Sometimes you are stuck with an army without a general, and can't select a new one. That's the worst part of this mechanic.
 
Sometimes you are stuck with an army without a general, and can't select a new one. That's the worst part of this mechanic.
If you go to reorganize that army, it will organize a second army with a general. You can then transfer every unit to that army. When the first army no longer has a unit it will then get a general too. You can then look at both of their stats and move all of the units to the general with the best stat. It is annoying, but it does solve the problem of having no general.
 
Problems with generals are related to sudden deaths and transfer of vassals. When the army changes retinue leader and the leader is a minor for example but it's no big deal (there's another thread for infos on that).

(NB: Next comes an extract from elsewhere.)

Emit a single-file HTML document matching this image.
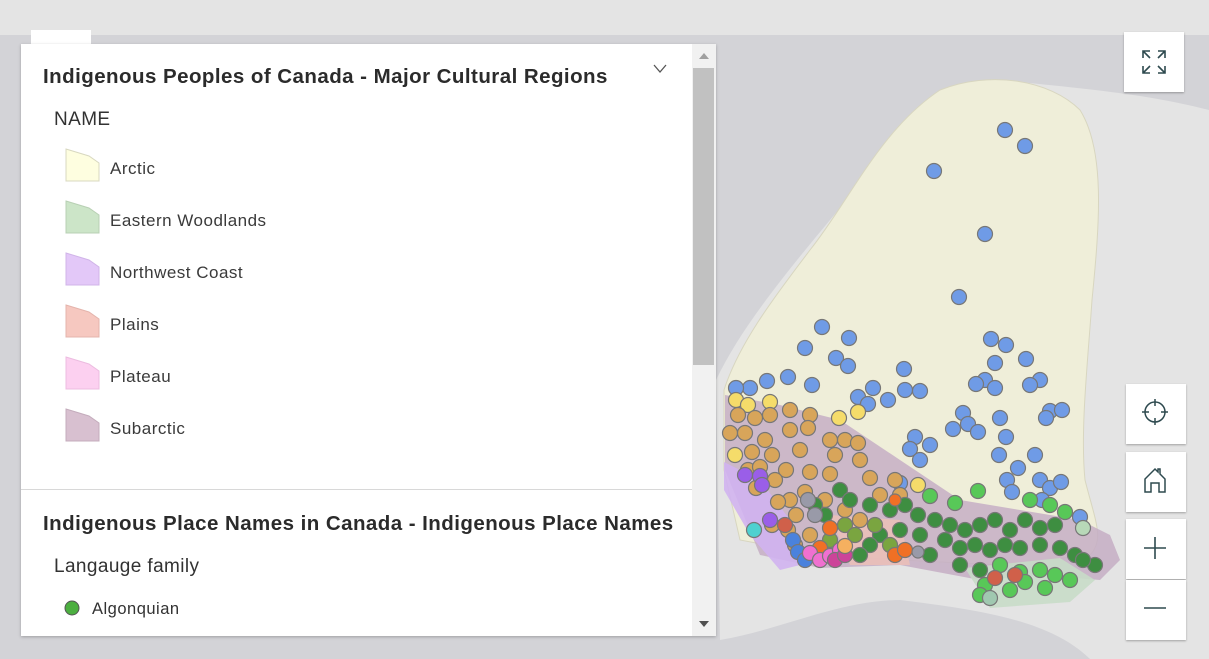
<!DOCTYPE html>
<html><head><meta charset="utf-8"><style>
body{margin:0;width:1209px;height:659px;overflow:hidden;background:#d3d3d7;font-family:"Liberation Sans",sans-serif;position:relative}
.top{position:absolute;left:0;top:0;width:1209px;height:35px;background:#e4e4e4}
.tab{position:absolute;left:31px;top:30px;width:60px;height:16px;background:#fff}
.panel{position:absolute;left:21px;top:44px;width:695px;height:592px;background:#fff;box-shadow:0 1px 3px rgba(0,0,0,.25);overflow:hidden}
h2{position:absolute;margin:0;font-size:20.5px;font-weight:bold;color:#2b2b2b;left:22px;letter-spacing:0.45px;white-space:nowrap}
.lbl{position:absolute;font-size:19px;color:#323232;left:33px;letter-spacing:0.4px}
.it{position:absolute;left:44px;height:34px}
.it span{position:absolute;left:45px;top:11px;font-size:17px;color:#3a3a3a;white-space:nowrap;letter-spacing:0.5px}
.sb{position:absolute;left:671px;top:0;width:24px;height:592px;background:#f1f1f1}
.btn{position:absolute;width:60px;height:60px;background:#fff;box-shadow:0 1px 2px rgba(0,0,0,.3)}
</style></head><body>
<svg style="position:absolute;left:0;top:0" width="1209" height="659">
<rect x="0" y="35" width="1209" height="624" fill="#d3d3d7"/>
<path d="M716 380 C740 330 780 280 830 220 C880 160 930 90 1000 80 C1100 90 1150 95 1209 110 L1209 659 L1090 659 C1050 620 980 610 900 600 C840 600 780 630 720 640Z" fill="#e4e4e4"/>
<path d="M724 390 C740 340 780 290 810 250 C850 200 880 130 940 90 C990 70 1050 80 1080 110 C1105 150 1100 220 1092 300 C1088 360 1080 430 1085 480 C1095 520 1105 540 1090 555 L1000 565 L900 560 L820 555 L740 540 L724 470Z" fill="#efeed9" stroke="#d8d6c0"/>
<path d="M725 395 L780 405 840 420 900 460 960 500 1020 510 1080 520 1110 535 1120 560 1100 580 1040 575 980 580 900 565 820 568 760 555 725 470Z" fill="#c6aec4" opacity=".85"/>
<path d="M724 462 L760 480 790 520 800 565 780 570 750 535 724 490Z" fill="#d0b3f0" opacity=".9"/>
<path d="M830 515 L900 520 910 565 850 565Z" fill="#eec0b6" opacity=".8"/>
<path d="M965 568 L1060 558 1095 580 1070 602 990 608Z" fill="#c8dbc8" opacity=".9"/>
<g stroke="#777" stroke-width="1.2">
<g fill="#6f9be6">
<circle cx="1005" cy="130" r="7.5"/><circle cx="1025" cy="146" r="7.5"/><circle cx="934" cy="171" r="7.5"/><circle cx="985" cy="234" r="7.5"/><circle cx="959" cy="297" r="7.5"/><circle cx="822" cy="327" r="7.5"/><circle cx="849" cy="338" r="7.5"/><circle cx="805" cy="348" r="7.5"/><circle cx="836" cy="358" r="7.5"/><circle cx="848" cy="366" r="7.5"/><circle cx="904" cy="369" r="7.5"/><circle cx="991" cy="339" r="7.5"/><circle cx="1006" cy="345" r="7.5"/><circle cx="995" cy="363" r="7.5"/><circle cx="1026" cy="359" r="7.5"/><circle cx="1040" cy="380" r="7.5"/><circle cx="1030" cy="385" r="7.5"/><circle cx="985" cy="380" r="7.5"/><circle cx="976" cy="384" r="7.5"/><circle cx="995" cy="388" r="7.5"/><circle cx="788" cy="377" r="7.5"/><circle cx="812" cy="385" r="7.5"/><circle cx="767" cy="381" r="7.5"/><circle cx="750" cy="388" r="7.5"/><circle cx="736" cy="388" r="7.5"/><circle cx="873" cy="388" r="7.5"/><circle cx="858" cy="397" r="7.5"/><circle cx="868" cy="404" r="7.5"/><circle cx="888" cy="400" r="7.5"/><circle cx="905" cy="390" r="7.5"/><circle cx="920" cy="391" r="7.5"/><circle cx="963" cy="413" r="7.5"/><circle cx="968" cy="424" r="7.5"/><circle cx="953" cy="429" r="7.5"/><circle cx="978" cy="432" r="7.5"/><circle cx="1000" cy="418" r="7.5"/><circle cx="1050" cy="411" r="7.5"/><circle cx="1062" cy="410" r="7.5"/><circle cx="1046" cy="418" r="7.5"/><circle cx="915" cy="437" r="7.5"/><circle cx="930" cy="445" r="7.5"/><circle cx="910" cy="449" r="7.5"/><circle cx="920" cy="460" r="7.5"/><circle cx="1006" cy="437" r="7.5"/><circle cx="999" cy="455" r="7.5"/><circle cx="1035" cy="455" r="7.5"/><circle cx="1018" cy="468" r="7.5"/><circle cx="1040" cy="480" r="7.5"/><circle cx="1050" cy="488" r="7.5"/><circle cx="1007" cy="480" r="7.5"/><circle cx="900" cy="483" r="7.5"/><circle cx="1012" cy="492" r="7.5"/><circle cx="1042" cy="500" r="7.5"/><circle cx="1080" cy="517" r="7.5"/><circle cx="1061" cy="482" r="7.5"/>
</g>
<g fill="#f5dc6a"><circle cx="736" cy="400" r="7.5"/><circle cx="748" cy="405" r="7.5"/><circle cx="770" cy="402" r="7.5"/><circle cx="839" cy="418" r="7.5"/><circle cx="858" cy="412" r="7.5"/><circle cx="735" cy="455" r="7.5"/><circle cx="918" cy="485" r="7.5"/></g>
<g fill="#d8a55a">
<circle cx="738" cy="415" r="7.5"/><circle cx="755" cy="418" r="7.5"/><circle cx="770" cy="415" r="7.5"/><circle cx="790" cy="410" r="7.5"/><circle cx="810" cy="415" r="7.5"/><circle cx="730" cy="433" r="7.5"/><circle cx="745" cy="433" r="7.5"/><circle cx="765" cy="440" r="7.5"/><circle cx="790" cy="430" r="7.5"/><circle cx="808" cy="428" r="7.5"/><circle cx="830" cy="440" r="7.5"/><circle cx="845" cy="440" r="7.5"/><circle cx="858" cy="443" r="7.5"/><circle cx="752" cy="452" r="7.5"/><circle cx="772" cy="455" r="7.5"/><circle cx="800" cy="450" r="7.5"/><circle cx="835" cy="455" r="7.5"/><circle cx="860" cy="460" r="7.5"/><circle cx="748" cy="470" r="7.5"/><circle cx="760" cy="467" r="7.5"/><circle cx="786" cy="470" r="7.5"/><circle cx="810" cy="472" r="7.5"/><circle cx="830" cy="474" r="7.5"/><circle cx="756" cy="488" r="7.5"/><circle cx="775" cy="480" r="7.5"/><circle cx="805" cy="492" r="7.5"/><circle cx="825" cy="500" r="7.5"/><circle cx="845" cy="510" r="7.5"/><circle cx="870" cy="478" r="7.5"/><circle cx="880" cy="495" r="7.5"/><circle cx="895" cy="480" r="7.5"/><circle cx="860" cy="520" r="7.5"/><circle cx="790" cy="500" r="7.5"/><circle cx="778" cy="502" r="7.5"/><circle cx="796" cy="515" r="7.5"/><circle cx="772" cy="525" r="7.5"/><circle cx="788" cy="530" r="7.5"/><circle cx="795" cy="545" r="7.5"/><circle cx="810" cy="535" r="7.5"/><circle cx="900" cy="495" r="7.5"/></g>
<g fill="#9a5ee8"><circle cx="745" cy="475" r="7.5"/><circle cx="760" cy="476" r="7.5"/><circle cx="762" cy="485" r="7.5"/><circle cx="770" cy="520" r="7.5"/></g>
<g fill="#3e8e41">
<circle cx="840" cy="490" r="7.5"/><circle cx="850" cy="500" r="7.5"/><circle cx="870" cy="505" r="7.5"/><circle cx="890" cy="510" r="7.5"/><circle cx="905" cy="505" r="7.5"/><circle cx="918" cy="515" r="7.5"/><circle cx="935" cy="520" r="7.5"/><circle cx="950" cy="525" r="7.5"/><circle cx="965" cy="530" r="7.5"/><circle cx="980" cy="525" r="7.5"/><circle cx="995" cy="520" r="7.5"/><circle cx="1010" cy="530" r="7.5"/><circle cx="1025" cy="520" r="7.5"/><circle cx="1040" cy="528" r="7.5"/><circle cx="1055" cy="525" r="7.5"/><circle cx="825" cy="515" r="7.5"/><circle cx="815" cy="505" r="7.5"/><circle cx="900" cy="530" r="7.5"/><circle cx="920" cy="535" r="7.5"/><circle cx="945" cy="540" r="7.5"/><circle cx="960" cy="548" r="7.5"/><circle cx="975" cy="545" r="7.5"/><circle cx="990" cy="550" r="7.5"/><circle cx="1005" cy="545" r="7.5"/><circle cx="1020" cy="548" r="7.5"/><circle cx="1040" cy="545" r="7.5"/><circle cx="1060" cy="548" r="7.5"/><circle cx="1075" cy="555" r="7.5"/><circle cx="1095" cy="565" r="7.5"/><circle cx="1083" cy="560" r="7.5"/><circle cx="930" cy="555" r="7.5"/><circle cx="960" cy="565" r="7.5"/><circle cx="980" cy="570" r="7.5"/><circle cx="880" cy="535" r="7.5"/><circle cx="870" cy="545" r="7.5"/><circle cx="860" cy="555" r="7.5"/></g>
<g fill="#7aa540"><circle cx="845" cy="525" r="7.5"/><circle cx="855" cy="535" r="7.5"/><circle cx="875" cy="525" r="7.5"/><circle cx="890" cy="545" r="7.5"/><circle cx="830" cy="540" r="7.5"/></g>
<g fill="#f07025"><circle cx="895" cy="555" r="7.5"/><circle cx="905" cy="550" r="7.5"/><circle cx="830" cy="528" r="7.5"/><circle cx="820" cy="548" r="7.5"/><circle cx="895" cy="500" r="6"/></g>
<g fill="#58c858"><circle cx="978" cy="491" r="7.5"/><circle cx="930" cy="496" r="7.5"/><circle cx="955" cy="503" r="7.5"/><circle cx="1030" cy="500" r="7.5"/><circle cx="1050" cy="505" r="7.5"/><circle cx="1065" cy="512" r="7.5"/><circle cx="1000" cy="565" r="7.5"/><circle cx="1020" cy="572" r="7.5"/><circle cx="1040" cy="570" r="7.5"/><circle cx="1055" cy="575" r="7.5"/><circle cx="1070" cy="580" r="7.5"/><circle cx="985" cy="585" r="7.5"/><circle cx="1010" cy="590" r="7.5"/><circle cx="1045" cy="588" r="7.5"/><circle cx="1025" cy="582" r="7.5"/><circle cx="980" cy="595" r="7.5"/></g>
<g fill="#d0604a"><circle cx="995" cy="578" r="7.5"/><circle cx="1015" cy="575" r="7.5"/><circle cx="785" cy="525" r="7.5"/></g>
<g fill="#4a82dd"><circle cx="793" cy="540" r="7.5"/><circle cx="798" cy="552" r="7.5"/><circle cx="805" cy="560" r="7.5"/></g>
<g fill="#f070d0"><circle cx="810" cy="553" r="7.5"/><circle cx="820" cy="560" r="7.5"/><circle cx="830" cy="556" r="7.5"/><circle cx="840" cy="550" r="7.5"/></g>
<g fill="#cc4499"><circle cx="835" cy="560" r="7.5"/><circle cx="845" cy="555" r="7.5"/></g>
<g fill="#999aa8"><circle cx="808" cy="500" r="7.5"/><circle cx="815" cy="515" r="7.5"/><circle cx="918" cy="552" r="6"/></g>
<circle cx="754" cy="530" r="7.5" fill="#4fd0d0"/>
<circle cx="845" cy="546" r="7.5" fill="#f5b060"/>
<circle cx="1083" cy="528" r="7.5" fill="#b8d8b8"/><circle cx="990" cy="598" r="7.5" fill="#a0c8b0"/>
</g>
</svg>
<div class="top"></div>
<div class="tab"></div>
<div class="panel">
<h2 style="top:21px">Indigenous Peoples of Canada - Major Cultural Regions</h2>
<svg style="position:absolute;left:632px;top:20px" width="14" height="10"><path d="M1 1 L7 8 L13 1" fill="none" stroke="#555" stroke-width="1.3"/></svg>
<div class="lbl" style="top:65px">NAME</div>
<div class="it" style="top:104px"><svg width="36" height="34"><path d="M1 1 L24 8 L34 15 L34 33 L1 33Z" fill="#fefee0" stroke="#d8d8c0"/></svg><span>Arctic</span></div>
<div class="it" style="top:156px"><svg width="36" height="34"><path d="M1 1 L24 8 L34 15 L34 33 L1 33Z" fill="#cce5c8" stroke="#b8d0b4"/></svg><span>Eastern Woodlands</span></div>
<div class="it" style="top:208px"><svg width="36" height="34"><path d="M1 1 L24 8 L34 15 L34 33 L1 33Z" fill="#e3c8f8" stroke="#d0b4e8"/></svg><span>Northwest Coast</span></div>
<div class="it" style="top:260px"><svg width="36" height="34"><path d="M1 1 L24 8 L34 15 L34 33 L1 33Z" fill="#f6c8c0" stroke="#e4b4ac"/></svg><span>Plains</span></div>
<div class="it" style="top:312px"><svg width="36" height="34"><path d="M1 1 L24 8 L34 15 L34 33 L1 33Z" fill="#fcd0f0" stroke="#ecbce0"/></svg><span>Plateau</span></div>
<div class="it" style="top:364px"><svg width="36" height="34"><path d="M1 1 L24 8 L34 15 L34 33 L1 33Z" fill="#d8c0d0" stroke="#c4acbc"/></svg><span>Subarctic</span></div>
<div style="position:absolute;left:0;top:445px;width:671px;height:1px;background:#d8d8d8"></div>
<h2 style="top:468px">Indigenous Place Names in Canada - Indigenous Place Names</h2>
<div class="lbl" style="top:512px">Langauge family</div>
<svg style="position:absolute;left:43px;top:556px" width="16" height="16"><circle cx="8" cy="8" r="7" fill="#4caf40" stroke="#555"/></svg>
<div style="position:absolute;left:71px;top:556px;font-size:16.5px;color:#323232;letter-spacing:0.5px">Algonquian</div>
<div class="sb"><div style="position:absolute;left:1px;top:24px;width:21px;height:297px;background:#c1c1c1"></div>
<svg style="position:absolute;left:6px;top:8px" width="12" height="8"><path d="M1 7 L6 1 L11 7Z" fill="#a0a0a0"/></svg>
<svg style="position:absolute;left:6px;top:576px" width="12" height="8"><path d="M1 1 L6 7 L11 1Z" fill="#505050"/></svg></div>
</div>
<div class="btn" style="left:1124px;top:32px"><svg width="60" height="60"><g fill="none" stroke="#2e4a4f" stroke-width="1.6"><path d="M19 26V19H26M19 19L26 26M34 19H41V26M41 19L34 26M19 34V41H26M19 41L26 34M41 34V41H34M41 41L34 34"/></g></svg></div>
<div class="btn" style="left:1126px;top:384px"><svg width="60" height="60"><g fill="none" stroke="#2e4a4f" stroke-width="1.5"><circle cx="29" cy="28" r="10"/><path d="M29 15V22M29 34V41M16 28H23M35 28H42"/></g></svg></div>
<div class="btn" style="left:1126px;top:452px"><svg width="60" height="60"><path d="M19 40V27L29 17L32 20V17H34V22L39 27V40H33V31H25V40Z" fill="none" stroke="#2e4a4f" stroke-width="1.5"/></svg></div>
<div class="btn" style="left:1126px;top:519px"><svg width="60" height="60"><path d="M18 29H40M29 18V40" stroke="#2e4a4f" stroke-width="1.6"/></svg></div>
<div class="btn" style="left:1126px;top:580px"><svg width="60" height="60"><path d="M18 28H40" stroke="#2e4a4f" stroke-width="1.6"/></svg></div>
</body></html>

I think the game portraits the attrition between vassals and lieges pretty well. What remains really is the ability to organize all vassals so that Daimyos ask for lands to set their own Kokujins. I find it really unacceptable that revoking titles and transferring vassals is so expensive on honor when it should be on attitude but the real problem (to me at least) is that Daymios are not strictly linked to the lands of their Kuni. If the transferring of lands/vassals is limited to your own vassals only then it's impossible to fix this problem. As of Daymios wanting their kuni, this can be done with events (andmore lands out of their kuni is already taken care for with them asking you as it is right now).

I just hope something can be done to address this. For example, if I want the Kuni of Satsuma and I am Shimazu clan leader, I can't stand the fact it costs me so much honor to claim what is mine from my vassals in Taki and Satsuma. That's all right to lose honor but if my vassal denies my request he should lose much more than me (which would force him to give me the land back sooner than it does now).

System is not flawless but not bad either and can be bettered, imo. Still waiting for an opiniion from the DEVs. That counts a lot to me.